Depends on what inclination you have. If you have coding background, python can be good to start. If statistics is what you need to focus, you can start with R-studio. Both are open source.
c. What for soft skills?
Identifying hypothesis and relating it to business problems or vice-versa need to be a regular exercise, which should never be taken for granted. Because, we should always remember data science is just a set of tools to enable business better decisions. Enabling better business decisions can be through most simple of data analysis or highly complicated algorithms.
Being data scientists, our success hugely depends on how we interpret and convert analytical outcomes to business relevant insights. This is the single most important skill for any data scientist to possess, which is again easier said that done..
Probably the best thing is to ask what interests you and what are your current skills.
Data science helps discover something not previously known, but in particular it helps answer WHY. With out the why all we have is correlations and endless statics runs -- an answer looking for a problem.
Preparation for a career in Data science -- Immerse yourself in a problem you care about. Discover the issues--learn to break things into components, build a framework, understand the univariate and multivariate dependencies and then see if you can model a solution to determine the WHY and solve for the problem. Going through these gives real world experience and exactly what we do each day in practice.

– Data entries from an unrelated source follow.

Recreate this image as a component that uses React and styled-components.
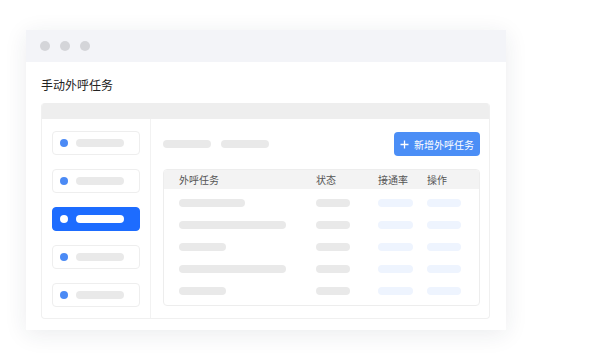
import styled, { createGlobalStyle } from 'styled-components';

const GlobalStyle = createGlobalStyle`
  html, body {
    margin: 0;
    padding: 0;
    background: #ffffff;
    font-family: "Noto Sans CJK SC", "Noto Sans", sans-serif;
  }
`;

const Page = styled.div`
  width: 614px;
  height: 360px;
  padding: 30px 0 0 26px;
  box-sizing: border-box;
`;

const Window = styled.div`
  width: 480px;
  height: 300px;
  background: #ffffff;
  box-shadow: 0 4px 22px rgba(30, 40, 70, 0.09);
  display: flex;
  flex-direction: column;
`;

const TitleBar = styled.div`
  height: 32px;
  background: #f3f4f8;
  display: flex;
  align-items: center;
  gap: 10px;
  padding-left: 14px;
`;

const Dot = styled.span`
  width: 10px;
  height: 10px;
  border-radius: 50%;
  background: #d4d5d9;
`;

const Content = styled.div`
  flex: 1;
  padding: 14px 16px 11px 15px;
  display: flex;
  flex-direction: column;
`;

const Heading = styled.h1`
  margin: 0 0 10px;
  font-size: 12px;
  line-height: 17px;
  font-weight: 400;
  color: #222;
`;

const Panel = styled.div`
  flex: 1;
  border: 1px solid #f0f0f0;
  border-top: none;
  border-radius: 4px;
  display: flex;
  flex-direction: column;
  overflow: hidden;
`;

const PanelHead = styled.div`
  height: 16px;
  background: #eeeeee;
`;

const PanelBody = styled.div`
  flex: 1;
  display: flex;
`;

const Sidebar = styled.div`
  width: 109px;
  border-right: 1px solid #f2f2f2;
  padding: 12px 0 0 10px;
  box-sizing: border-box;
  display: flex;
  flex-direction: column;
  gap: 14px;
`;

const NavItem = styled.div`
  width: 88px;
  height: 24px;
  box-sizing: border-box;
  border-radius: 4px;
  border: 1px solid ${(p) => (p.$active ? '#1d6cff' : '#eeeeee')};
  background: ${(p) => (p.$active ? '#1d6cff' : '#ffffff')};
  display: flex;
  align-items: center;
  padding-left: 7px;
  gap: 8px;
`;

const NavDot = styled.span`
  width: 8px;
  height: 8px;
  border-radius: 50%;
  background: ${(p) => (p.$active ? '#ffffff' : '#4b8af5')};
`;

const Bar = styled.span`
  display: block;
  width: ${(p) => p.$w}px;
  height: 8px;
  border-radius: 4px;
  background: ${(p) => p.$color || '#e9e9e9'};
`;

const Main = styled.div`
  flex: 1;
  padding: 13px 9px 0 12px;
  display: flex;
  flex-direction: column;
`;

const Toolbar = styled.div`
  height: 24px;
  display: flex;
  align-items: center;
  gap: 10px;
  margin-bottom: 13px;
`;

const AddButton = styled.button`
  margin-left: auto;
  width: 86px;
  height: 24px;
  border: none;
  border-radius: 4px;
  background: #4b8ef6;
  color: #ffffff;
  font-family: inherit;
  font-size: 10px;
  display: flex;
  align-items: center;
  justify-content: center;
  gap: 5px;
  padding: 0;
`;

const Table = styled.div`
  border: 1px solid #ededed;
  border-radius: 4px;
  height: 137px;
  box-sizing: border-box;
  overflow: hidden;
`;

const Row = styled.div`
  display: grid;
  grid-template-columns: 137px 62px 49px 1fr;
  align-items: center;
  padding-left: 15px;
  height: ${(p) => (p.$head ? '19px' : '22px')};
  background: ${(p) => (p.$head ? '#f3f3f3' : 'transparent')};
  font-size: 10px;
  color: #555;
`;

const Rows = styled.div`
  padding-top: 3px;
`;

const rows = [66, 107, 47, 107, 47];

const Plus = () => (
  <svg width="9" height="9" viewBox="0 0 9 9">
    <path d="M4.5 0.5v8M0.5 4.5h8" stroke="#fff" strokeWidth="1.3" />
  </svg>
);

export default function App() {
  return (
    <Page>
      <GlobalStyle />
      <Window>
        <TitleBar>
          <Dot />
          <Dot />
          <Dot />
        </TitleBar>
        <Content>
          <Heading>手动外呼任务</Heading>
          <Panel>
            <PanelHead />
            <PanelBody>
              <Sidebar>
                {[0, 1, 2, 3, 4].map((i) => (
                  <NavItem key={i} $active={i === 2}>
                    <NavDot $active={i === 2} />
                    <Bar $w={48} $color={i === 2 ? '#ffffff' : '#e9e9e9'} />
                  </NavItem>
                ))}
              </Sidebar>
              <Main>
                <Toolbar>
                  <Bar $w={48} />
                  <Bar $w={48} />
                  <AddButton>
                    <Plus />
                    新增外呼任务
                  </AddButton>
                </Toolbar>
                <Table>
                  <Row $head>
                    <span>外呼任务</span>
                    <span>状态</span>
                    <span>接通率</span>
                    <span>操作</span>
                  </Row>
                  <Rows>
                    {rows.map((w, i) => (
                      <Row key={i}>
                        <Bar $w={w} />
                        <Bar $w={34} />
                        <Bar $w={35} $color="#eef4fe" />
                        <Bar $w={34} $color="#eef4fe" />
                      </Row>
                    ))}
                  </Rows>
                </Table>
              </Main>
            </PanelBody>
          </Panel>
        </Content>
      </Window>
    </Page>
  );
}
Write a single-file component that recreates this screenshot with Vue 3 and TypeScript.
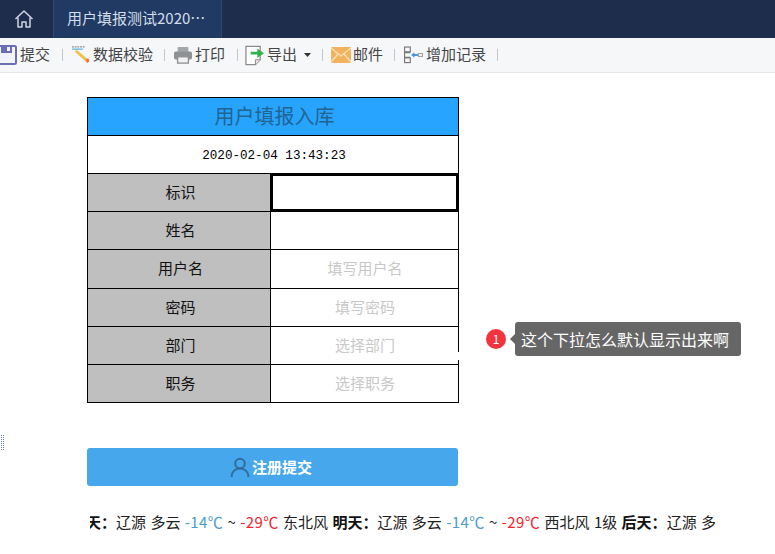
<script setup lang="ts">
interface Row { label: string; placeholder: string; height: number }
const rows: Row[] = [
  { label: '标识', placeholder: '', height: 38 },
  { label: '姓名', placeholder: '', height: 38 },
  { label: '用户名', placeholder: '填写用户名', height: 39 },
  { label: '密码', placeholder: '填写密码', height: 38 },
  { label: '部门', placeholder: '选择部门', height: 38 },
  { label: '职务', placeholder: '选择职务', height: 38 },
]
</script>

<template>
  <div class="page">
    <header class="topbar">
      <div class="home">
        <svg width="20" height="20" viewBox="0 0 20 20" fill="none" stroke="#cfd6e2" stroke-width="1.5" stroke-linejoin="round">
          <path d="M1.5 10 10 2l8.500 8" />
          <path d="M4 8.500V18h4v-5h4v5h4V8.500" />
        </svg>
      </div>
      <div class="tab">用户填报测试2020…</div>
    </header>

    <nav class="toolbar">
      <div class="tool first">
        <svg width="20" height="20" viewBox="0 0 20 20">
          <rect x="1" y="1" width="18" height="18" rx="1.500" fill="#f2f3fa" stroke="#6a6fb2" stroke-width="2" />
          <rect x="4" y="1" width="11" height="7" fill="#6a6fb2" />
          <rect x="10" y="2" width="3" height="4" fill="#f2f3fa" />
        </svg>
        <span>提交</span>
      </div>
      <i class="sep wide"></i>
      <div class="tool">
        <svg width="18" height="20" viewBox="0 0 20 20">
          <path d="M0 1h14" stroke="#8b8b8b" stroke-width="1.500" stroke-dasharray="2 1" />
          <path d="M0 3.500h12" stroke="#4aa8e8" stroke-width="1.200" />
          <path d="m3 6 2.500-1.500L18 15l-2 3Z" fill="#f2c14b" />
          <path d="m15.500 14.500 3 -.5.500 3.500-2.500 1.500Z" fill="#ef6c4a" />
        </svg>
        <span>数据校验</span>
      </div>
      <i class="sep"></i>
      <div class="tool">
        <svg width="18" height="20" viewBox="0 0 20 20">
          <rect x="4" y="1" width="12" height="6" rx="1" fill="#a4a6a8" />
          <rect x="0" y="6" width="20" height="9" rx="2" fill="#8f9294" />
          <rect x="4" y="12" width="12" height="7" fill="#f2f2f2" stroke="#8f9294" stroke-width="1.500" />
        </svg>
        <span>打印</span>
      </div>
      <i class="sep wide before-export"></i>
      <div class="tool">
        <svg width="19" height="21" viewBox="0 0 20 22">
          <path d="M1 1.500h15v14l-5 5H1Z" fill="#fff" stroke="#8a8a8a" stroke-width="1.300" />
          <path d="M16 15.500h-5v5" fill="#e8e8e8" stroke="#8a8a8a" stroke-width="1" />
          <path d="M6 7h7V3.500L20 8.500l-7 5V10H6Z" fill="#35b04f" />
        </svg>
        <span>导出</span>
        <svg class="caret" width="7" height="4" viewBox="0 0 7 4"><path d="M0 0h7L3.500 4Z" fill="#333" /></svg>
      </div>
      <i class="sep before-mail"></i>
      <div class="tool mail">
        <svg width="20" height="16" viewBox="0 0 20 16">
          <rect width="20" height="16" rx="1" fill="#f2b35e" />
          <path d="m0 1 10 8 10-8M0 15l7-8M20 15l-7-8" fill="none" stroke="#fbe3bc" stroke-width="1.300" />
        </svg>
        <span>邮件</span>
      </div>
      <i class="sep"></i>
      <div class="tool">
        <svg width="19" height="18" viewBox="0 0 20 18" fill="none">
          <rect x="0.600" y="0.600" width="6" height="5" stroke="#777" stroke-width="1.200" />
          <path d="M6.600 6.500H.6v5h6" stroke="#777" stroke-width="1.200" />
          <rect x="0.600" y="12" width="6" height="5" stroke="#777" stroke-width="1.200" />
          <path d="M7.500 9 11 6v2h4v2h-4v2Z" fill="#4f97d8" />
          <rect x="15" y="7.500" width="4.500" height="3" stroke="#9a9a9a" stroke-width="1" />
        </svg>
        <span>增加记录</span>
      </div>
      <i class="sep"></i>
    </nav>

    <main class="content">
      <table class="sheet">
        <colgroup>
          <col class="label-col" />
          <col />
        </colgroup>
        <tbody>
          <tr class="h38">
            <td colspan="2" class="title">用户填报入库</td>
          </tr>
          <tr class="h38">
            <td colspan="2" class="stamp">2020-02-04 13:43:23</td>
          </tr>
          <tr v-for="(row, i) in rows" :key="row.label" :style="{ height: row.height + 'px' }">
            <td class="label">{{ row.label }}</td>
            <td class="value" :class="{ selected: i === 0 }">{{ row.placeholder }}</td>
          </tr>
        </tbody>
      </table>

      <button class="submit" type="button">
        <svg width="20" height="20" viewBox="0 0 20 20" fill="none" stroke="#2f6d9c" stroke-width="2">
          <circle cx="10" cy="6.500" r="4.800" />
          <path d="M1.500 20c0-5 3.500-8.500 8.500-8.500s8.500 3.500 8.500 8.500" />
        </svg>
        <span>注册提交</span>
      </button>

      <div class="weather">
        <div class="ticker">
          <b>今天：</b>辽源 多云 <em class="cold">-14℃</em> ~ <em class="hot">-29℃</em> 东北风
          <b>明天：</b>辽源 多云 <em class="cold">-14℃</em> ~ <em class="hot">-29℃</em> 西北风 1级
          <b>后天：</b>辽源 多
        </div>
      </div>
    </main>

    <div class="gap-patch"></div>
    <div class="handle"></div>

    <div class="note">
      <span class="badge">1</span>
      <div class="bubble">这个下拉怎么默认显示出来啊</div>
    </div>
  </div>
</template>

<style>
html, body { margin: 0; background: #fff; }
</style>

<style scoped>
.page {
  position: relative;
  width: 775px;
  height: 554px;
  overflow: hidden;
  background: #fff;
  font-family: "Noto Sans CJK SC", "Liberation Sans", sans-serif;
  color: #333;
}
.topbar {
  display: flex;
  height: 38px;
  background: #1f2d4d;
}
.home {
  width: 48px;
  margin-right: 5px;
  display: flex;
  align-items: center;
  justify-content: center;
}
.tab {
  width: 169px;
  box-sizing: border-box;
  padding-left: 13px;
  line-height: 35px;
  font-size: 15px;
  color: #d5dfec;
  background: #203a63;
  border-left: 1px solid #2c4873;
  border-right: 1px solid #2c4873;
  white-space: nowrap;
}
.toolbar {
  display: flex;
  align-items: center;
  height: 34px;
  background: #f6f7f9;
  border-bottom: 1px solid #e4e6e9;
  font-size: 15px;
  color: #444;
}
.tool {
  display: flex;
  align-items: center;
  gap: 3px;
  white-space: nowrap;
}
.tool span {
  line-height: 20px;
  padding-bottom: 3px;
}
.tool.first { margin-left: -3px; }
.tool.mail { gap: 2px; }
.caret { margin-left: 4px; }
.sep {
  width: 1px;
  height: 12px;
  margin: 0 9px 0 11px;
  background: #c4c6c9;
}
.sep.wide { margin-left: 12px; }
.sep.before-export { margin-right: 7px; }
.sep.before-mail { margin-right: 8px; }
.content {
  padding: 24px 0 0 87px;
}
.sheet {
  width: 372px;
  table-layout: fixed;
  border-collapse: collapse;
  font-size: 15px;
  color: #111;
}
.label-col { width: 183px; }
.h38 { height: 38px; }
.sheet td {
  padding: 0 0 3px 1px;
  border: 1px solid #000;
  text-align: center;
}
.sheet td.label { padding-left: 3px; }
.sheet td.title {
  padding: 0 0 2px 3px;
  background: #26a4ff;
  font-size: 20px;
  color: #22648f;
}
.sheet td.stamp {
  padding: 3px 0 0 2px;
  font-family: "Liberation Mono", monospace;
  font-size: 12.600px;
  color: #000;
}
.label {
  background: #bfbfbf;
}
.value {
  color: #c8c8c8;
}
.sheet td.selected {
  box-shadow: inset 0 0 0 2px #000;
}
.submit {
  display: flex;
  align-items: center;
  justify-content: center;
  gap: 2px;
  width: 371px;
  height: 38px;
  margin-top: 45px;
  padding: 0;
  border: 0;
  border-radius: 3px;
  background: #46a7ec;
  color: #fff;
  font-family: inherit;
  font-size: 15px;
  font-weight: 700;
}
.submit span { padding-bottom: 2px; margin-right: 3px; }
.weather {
  width: 626px;
  margin: 24px 0 0 3px;
  overflow: hidden;
  font-size: 15px;
  line-height: 24px;
  color: #222;
}
.ticker {
  margin-left: -19px;
  white-space: nowrap;
  word-spacing: 1px;
}
.ticker b { color: #111; font-weight: 600; }
.ticker em { font-style: normal; letter-spacing: 0.400px; }
.cold { color: #4a9cc7; }
.hot { color: #f5222d; }
.gap-patch {
  position: absolute;
  left: 457px;
  top: 352px;
  width: 3px;
  height: 8px;
  background: #fff;
}
.handle {
  position: absolute;
  left: 0;
  top: 435px;
  width: 5px;
  height: 15px;
  background-image: conic-gradient(#6d7f99 25%, transparent 0);
  background-size: 2px 2px;
}
.note {
  position: absolute;
  left: 486px;
  top: 322px;
  display: flex;
  align-items: center;
  gap: 9px;
}
.badge {
  width: 20px;
  height: 20px;
  border-radius: 50%;
  background: #f5333f;
  color: #fff;
  font-size: 12px;
  line-height: 20px;
  text-align: center;
}
.bubble {
  position: relative;
  width: 226px;
  height: 34px;
  box-sizing: border-box;
  padding-left: 6px;
  border-radius: 3px;
  background: #666;
  color: #fff;
  font-size: 16px;
  line-height: 34px;
  white-space: nowrap;
}
.bubble::before {
  content: "";
  position: absolute;
  left: -5px;
  top: 12px;
  border-style: solid;
  border-width: 5px 5px 5px 0;
  border-color: transparent #666 transparent transparent;
}
</style>
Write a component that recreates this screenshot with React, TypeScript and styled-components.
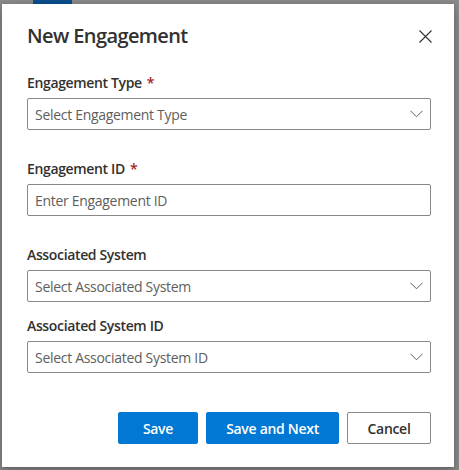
import React from "react";
import styled, { createGlobalStyle } from "styled-components";

const Global = createGlobalStyle`
  html, body { margin: 0; padding: 0; }
  body {
    width: 459px;
    height: 470px;
    overflow: hidden;
    font-family: "Open Sans", "Noto Sans", "Liberation Sans", sans-serif;
  }
  * { box-sizing: border-box; }
`;

const Backdrop = styled.div`
  position: relative;
  width: 459px;
  height: 470px;
  background: #8a8a8a;
  overflow: hidden;
`;

const PageTab = styled.div`
  position: absolute;
  left: 33px;
  top: 0;
  width: 39px;
  height: 4px;
  background: #0b4f8c;
`;

const Dialog = styled.div`
  position: absolute;
  left: 2px;
  top: 4px;
  width: 452px;
  height: 463px;
  background: #ffffff;
  box-shadow: 0 6px 14px rgba(0, 0, 0, 0.22), 0 1px 4px rgba(0, 0, 0, 0.18);
  padding: 0 23px 0 25px;
  display: flex;
  flex-direction: column;
  color: #323130;
`;

const Header = styled.div`
  display: flex;
  align-items: center;
  justify-content: space-between;
  height: 56px;
  padding-top: 8px;
`;

const Title = styled.h2`
  margin: 0;
  font-size: 20px;
  font-weight: 600;
  line-height: 28px;
  letter-spacing: -0.6px;
  color: #323130;
`;

const CloseButton = styled.button`
  border: none;
  background: transparent;
  padding: 0;
  width: 14px;
  height: 14px;
  margin-right: -1px;
  display: flex;
  align-items: center;
  justify-content: center;
  color: #323130;
  cursor: pointer;
`;

const Form = styled.div`
  display: flex;
  flex-direction: column;
  margin-top: 8px;
`;

const Field = styled.div<{ $spaced?: boolean }>`
  display: flex;
  flex-direction: column;
  margin-bottom: ${(p) => (p.$spaced ? "24px" : "9px")};
`;

const Label = styled.label`
  font-size: 14px;
  font-weight: 600;
  line-height: 20px;
  letter-spacing: -0.35px;
  padding: 5px 0;
  color: #323130;
`;

const Required = styled.span`
  color: #a4262c;
  margin-left: 5px;
`;

const Box = styled.div`
  height: 32px;
  border: 1px solid #8a8886;
  border-radius: 2px;
  display: flex;
  align-items: center;
  padding: 0 7px;
  background: #fff;
`;

const Placeholder = styled.span`
  flex: 1;
  font-size: 14px;
  letter-spacing: -0.3px;
  color: #605e5c;
  white-space: nowrap;
`;

const TextInput = styled.input`
  flex: 1;
  border: none;
  outline: none;
  padding: 0;
  font-family: inherit;
  font-size: 14px;
  letter-spacing: -0.3px;
  color: #323130;
  background: transparent;
  &::placeholder {
    color: #605e5c;
    opacity: 1;
  }
`;

const Chevron = styled.span`
  display: flex;
  align-items: center;
  color: #605e5c;
`;

const Footer = styled.div`
  display: flex;
  justify-content: flex-end;
  gap: 8px;
  margin-top: 30px;
`;

const Button = styled.button<{ $primary?: boolean; $width: number }>`
  height: 32px;
  width: ${(p) => p.$width}px;
  padding: 0;
  border-radius: 2px;
  font-family: inherit;
  font-size: 14px;
  font-weight: 600;
  letter-spacing: -0.3px;
  border: 1px solid ${(p) => (p.$primary ? "#0078d4" : "#8a8886")};
  background: ${(p) => (p.$primary ? "#0078d4" : "#ffffff")};
  color: ${(p) => (p.$primary ? "#ffffff" : "#323130")};
  cursor: pointer;
`;

const ChevronIcon = () => (
  <svg width="13" height="8" viewBox="0 0 13 8" fill="none">
    <path d="M0.5 0.8 L6.5 6.8 L12.5 0.8" stroke="currentColor" strokeWidth="1" />
  </svg>
);

const CloseIcon = () => (
  <svg width="13" height="13" viewBox="0 0 13 13" fill="none">
    <path d="M0.5 0.5 L12.5 12.5 M12.5 0.5 L0.5 12.5" stroke="currentColor" strokeWidth="1.1" />
  </svg>
);

const SelectBox = ({ text }: { text: string }) => (
  <Box>
    <Placeholder>{text}</Placeholder>
    <Chevron>
      <ChevronIcon />
    </Chevron>
  </Box>
);

export default function App() {
  return (
    <>
      <Global />
      <Backdrop>
        <PageTab />
        <Dialog role="dialog">
          <Header>
            <Title>New Engagement</Title>
            <CloseButton aria-label="Close">
              <CloseIcon />
            </CloseButton>
          </Header>
          <Form>
            <Field $spaced>
              <Label>
                Engagement Type<Required>*</Required>
              </Label>
              <SelectBox text="Select Engagement Type" />
            </Field>
            <Field $spaced>
              <Label>
                Engagement ID<Required>*</Required>
              </Label>
              <Box>
                <TextInput placeholder="Enter Engagement ID" />
              </Box>
            </Field>
            <Field>
              <Label>Associated System</Label>
              <SelectBox text="Select Associated System" />
            </Field>
            <Field>
              <Label>Associated System ID</Label>
              <SelectBox text="Select Associated System ID" />
            </Field>
          </Form>
          <Footer>
            <Button $primary $width={80}>Save</Button>
            <Button $primary $width={133}>Save and Next</Button>
            <Button $width={84}>Cancel</Button>
          </Footer>
        </Dialog>
      </Backdrop>
    </>
  );
}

When looking for talent, I do not care if you know a tool, if you cannot show me how you saw the problem, determined what might be a adequate solution model and then how you used the tool(s) to solve for, even if a solution was not found. Data science is not just knowing a tool (python, R, Excel, SAS, Tableau, MS BI, etc...), data science starts with conceptualizing the problem into a framework and then working through the parts with the appropriate tool. So skill up in the tools, but focus on the framework. You will get good at a tool as you use it more and more in applying data science.